While the Waveney Memorial Park and Crematorium used to be able to welcome up to 200 mourners at one time, it has been very different over the past year.

The team at the site in Ellough – which is owned and operated by the Memoria Group – has worked hard to ensure that grieving families are comforted and supported, as their loved ones have been given a service with dignity and respect.

With hymns replaced by recordings, mourners sitting two metres apart, and with only 10 people allowed into each service at one point, manager Gillian Hyde said: “It has been a very challenging year.

“We have had to put procedures in place very, very quickly.

“One week a family had planned 100 people coming to a service and overnight they were told they could only have 10 due to the Government restrictions.”

Waveney Crematoria Team
Stephen Fathers, Lucy Hughes, Gillian Hyde and Ashley Langner – the team at the Waveney Memorial Park and Crematorium in Ellough.
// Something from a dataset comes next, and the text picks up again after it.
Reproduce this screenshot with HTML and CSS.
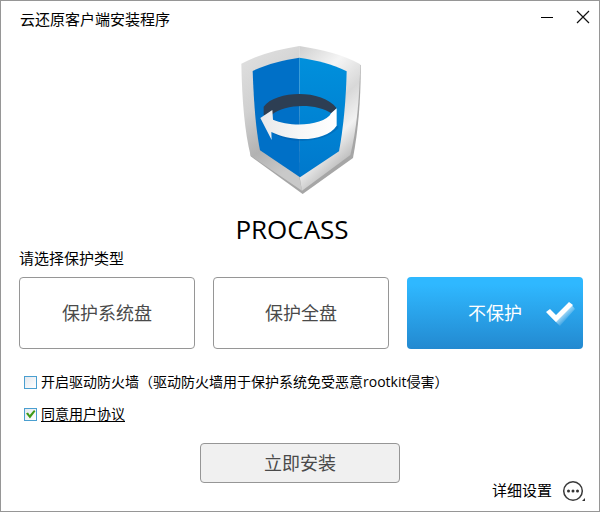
FILE: index.html
```html
<!DOCTYPE html>
<html lang="zh-CN">
<head>
    <meta charset="UTF-8">
    <meta name="viewport" content="width=device-width, initial-scale=1.0">
    <title>云还原客户端安装程序</title>
    <link rel="stylesheet" href="styles.css">
</head>
<body>

<form class="window">
    <header class="titlebar">
        <h1 class="title">云还原客户端安装程序</h1>
        <button type="button" class="win-button" aria-label="最小化">
            <svg width="14" height="14" viewBox="0 0 14 14"><path d="M1 7.5H13" stroke="#000" fill="none"/></svg>
        </button>
        <button type="button" class="win-button" aria-label="关闭">
            <svg width="14" height="14" viewBox="0 0 14 14"><path d="M1 1L13 13M13 1L1 13" stroke="#111" stroke-width="1.2" fill="none"/></svg>
        </button>
    </header>

    <div class="brand">
        <svg class="logo" viewBox="30 30 366 450" aria-hidden="true">
            <defs>
                <linearGradient id="rim-left" x1="0" y1="0" x2="0.3" y2="1">
                    <stop offset="0" stop-color="#e2e2e2"/>
                    <stop offset="0.45" stop-color="#d0d0d0"/>
                    <stop offset="0.75" stop-color="#b2b2b2"/>
                    <stop offset="1" stop-color="#c9c9c9"/>
                </linearGradient>
                <linearGradient id="rim-right" x1="0" y1="0" x2="0.4" y2="1">
                    <stop offset="0" stop-color="#cfcfcf"/>
                    <stop offset="0.3" stop-color="#f5f5f5"/>
                    <stop offset="0.55" stop-color="#d8d8d8"/>
                    <stop offset="0.75" stop-color="#f2f2f2"/>
                    <stop offset="1" stop-color="#b0b0b0"/>
                </linearGradient>
                <linearGradient id="face-right" x1="0" y1="0" x2="0" y2="1">
                    <stop offset="0" stop-color="#0090dc"/>
                    <stop offset="1" stop-color="#0078cc"/>
                </linearGradient>
                <linearGradient id="band" x1="0" y1="0" x2="1" y2="0">
                    <stop offset="0" stop-color="#e8e8ea"/>
                    <stop offset="0.5" stop-color="#f6f6f6"/>
                    <stop offset="1" stop-color="#fff"/>
                </linearGradient>
            </defs>
            <!-- metal rim -->
            <path fill="#a6a6a6" d="M62 364L218 477L369 369C386 280 393 180 392 90L350 90L60 340Z"/>
            <path fill="url(#rim-left)" d="M208 33C144 44 85 58 34 86C36 196 44 290 62 362L216 467L208 427Z"/>
            <path fill="url(#rim-right)" d="M208 33C276 44 337 58 391 88C388 190 381 280 361 360L216 467L208 420Z"/>
            <!-- face -->
            <path fill="#0070c7" d="M208 68C160 76 112 86 68 108C71 196 77 280 90 346L210 427Z"/>
            <path fill="url(#face-right)" d="M208 68C260 76 307 86 350 109C348 196 340 280 327 349L210 427Z"/>
            <!-- ring arrow -->
            <path fill="#2d3e53" d="M101 240V215C140 165 278 163 320 220L304 235C265 206 165 204 125 240Z"/>
            <path fill="#00529c" opacity="0.35" d="M132 296C180 328 280 326 325 280V272L125 290Z"/>
            <path fill="url(#band)" d="M91 249L127 225L129 254C180 277 284 273 304 234L320 220V272C288 320 188 323 124 291L125 315Z"/>
        </svg>
        <p class="brand-name">PROCASS</p>
    </div>

    <fieldset class="modes">
        <legend class="modes-title">请选择保护类型</legend>
        <div class="mode-list">
            <label class="mode">
                <input type="radio" name="mode" value="system">
                <span>保护系统盘</span>
            </label>
            <label class="mode">
                <input type="radio" name="mode" value="all">
                <span>保护全盘</span>
            </label>
            <label class="mode mode-active">
                <input type="radio" name="mode" value="none" checked>
                <span>不保护</span>
                <svg class="mode-tick" width="32" height="28" viewBox="0 0 32 28" aria-hidden="true">
                    <defs>
                        <linearGradient id="tick-shade" gradientUnits="userSpaceOnUse" x1="16" y1="13" x2="22" y2="19">
                            <stop offset="0" stop-color="#fff" stop-opacity="0.7"/>
                            <stop offset="1" stop-color="#fff" stop-opacity="0.05"/>
                        </linearGradient>
                    </defs>
                    <path fill="url(#tick-shade)" d="M2 12L11 20L26 3L30 8L15 25Z"/>
                    <path fill="#fff" d="M1 11L5 8L11 14L24 1L28 4L11 21Z"/>
                </svg>
            </label>
        </div>
    </fieldset>

    <div class="options">
        <div class="option">
            <input type="checkbox" id="firewall">
            <label for="firewall">开启驱动防火墙（驱动防火墙用于保护系统免受恶意rootkit侵害）</label>
        </div>
        <div class="option">
            <input type="checkbox" id="agree" aria-labelledby="agreement" checked>
            <a id="agreement" href="#agreement">同意用户协议</a>
        </div>
    </div>

    <footer class="footer">
        <button type="submit" class="install">立即安装</button>
        <button type="button" class="settings">
            <span>详细设置</span>
            <svg width="24" height="22" viewBox="0 0 24 22" aria-hidden="true">
                <circle cx="11" cy="11" r="9.3" fill="none" stroke="#3a3a3a" stroke-width="1.5"/>
                <circle cx="6.5" cy="11" r="1.5" fill="#333"/>
                <circle cx="11" cy="11" r="1.5" fill="#333"/>
                <circle cx="15.5" cy="11" r="1.5" fill="#333"/>
                <path d="M23 18V21H20Z" fill="#333"/>
            </svg>
        </button>
    </footer>
</form>

</body>
</html>
```

FILE: styles.css
```css
* { box-sizing: border-box; }
body {
    margin: 0;
    background: #fff;
    color: #000;
    font-family: "Open Sans", "Noto Sans CJK SC", sans-serif;
    font-size: 15px;
    line-height: 20px;
}
button {
    padding: 0;
    border: none;
    background: none;
    color: inherit;
    font: inherit;
    cursor: pointer;
}
svg { display: block; }
.window {
    display: flex;
    flex-direction: column;
    min-height: 100vh;
    border: 1px solid #969696;
}
.titlebar {
    display: flex;
    align-items: flex-start;
    gap: 22px;
    padding: 8px 9px 0 19px;
}
.title {
    flex: 1;
    margin: 0;
    font-size: 15px;
    font-weight: normal;
}
.win-button { height: 16px; }
.brand {
    display: flex;
    flex-direction: column;
    align-items: center;
    padding: 16px 0 0 2px;
}
.logo { width: 122px; height: 150px; }
.brand-name {
    margin: 19px 0 0;
    padding-right: 18px;
    font-size: 26px;
    line-height: 30px;
}
.modes {
    min-width: 0;
    margin: 4px 0 0;
    padding: 0 16px 0 18px;
    border: none;
}
.modes-title { padding: 0; margin-bottom: 9px; }
.mode-list {
    display: grid;
    grid-template-columns: repeat(3, 1fr);
    gap: 18px;
}
.mode {
    position: relative;
    display: flex;
    align-items: center;
    justify-content: center;
    height: 72px;
    border: 1px solid #969696;
    border-radius: 4px;
    color: #4a4a4a;
    font-size: 18px;
    cursor: pointer;
}
.mode input {
    position: absolute;
    inset: 0;
    width: 100%;
    height: 100%;
    margin: 0;
    opacity: 0;
    cursor: pointer;
}
.mode-active {
    border: none;
    background: linear-gradient(#2fb8ff 10%, #2389d0);
    color: #fff;
}
.mode-tick {
    position: absolute;
    right: 6px;
    top: 24px;
}
.options {
    display: flex;
    flex-direction: column;
    gap: 12px;
    padding: 23px 23px 0;
    font-size: 14px;
}
.option {
    display: flex;
    align-items: center;
    gap: 4px;
}
.option a { color: #000; text-underline-offset: 2px; }
.option input {
    appearance: none;
    flex: none;
    width: 13px;
    height: 13px;
    margin: 0;
    border: 1px solid #4a9fd0;
    background: linear-gradient(135deg, #e4e8ee, #fff);
}
.option input:checked::before {
    content: "";
    display: block;
    width: 11px;
    height: 11px;
    background: #3f9a17;
    clip-path: polygon(9% 45%, 27% 36%, 43% 60%, 82% 13%, 95% 26%, 45% 92%);
}
.footer {
    display: grid;
    grid-template-columns: 1fr 200px 1fr;
    flex: 1;
    padding: 19px 0 9px;
}
.install {
    grid-column: 2;
    height: 40px;
    border: 1px solid #969696;
    border-radius: 4px;
    background: #f0f0f0;
    color: #4a4a4a;
    font-size: 18px;
}
.settings {
    display: flex;
    align-self: end;
    justify-self: end;
    align-items: flex-start;
    gap: 10px;
    margin-right: 13px;
}
```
With a small team rising to the challenge, they’ve worked split shifts to keep the site running while supporting grieving families at some of the toughest times in their lives.

Mrs Hyde said: “It must have been absolutely dreadful for families.

“The restrictions have just added to their stress and distress.

“If you see someone crying you automatically want to hug them but you can’t.

“We always have compassion at the heart of everything we do but we also need to be safe at the same time.”

Waveney Memorial Park
The Waveney Memorial Park and Crematorium in Ellough.

Admitting that mourners had been “exceptional in their acceptance and gratitude” she said that once restrictions are fully lifted – hopefully by June – many families are expected to hold celebrations for their loved ones.

And despite the immense challenges of the last 12 months, she added: “People have been observing the tradition of lining the streets as a funeral procession goes past.

“That has been one of the loveliest things that has happened.

“It’s lovely for the families to know how much their loved one meant to people and that their drive up to the crematorium is less lonely. I hope that stays.”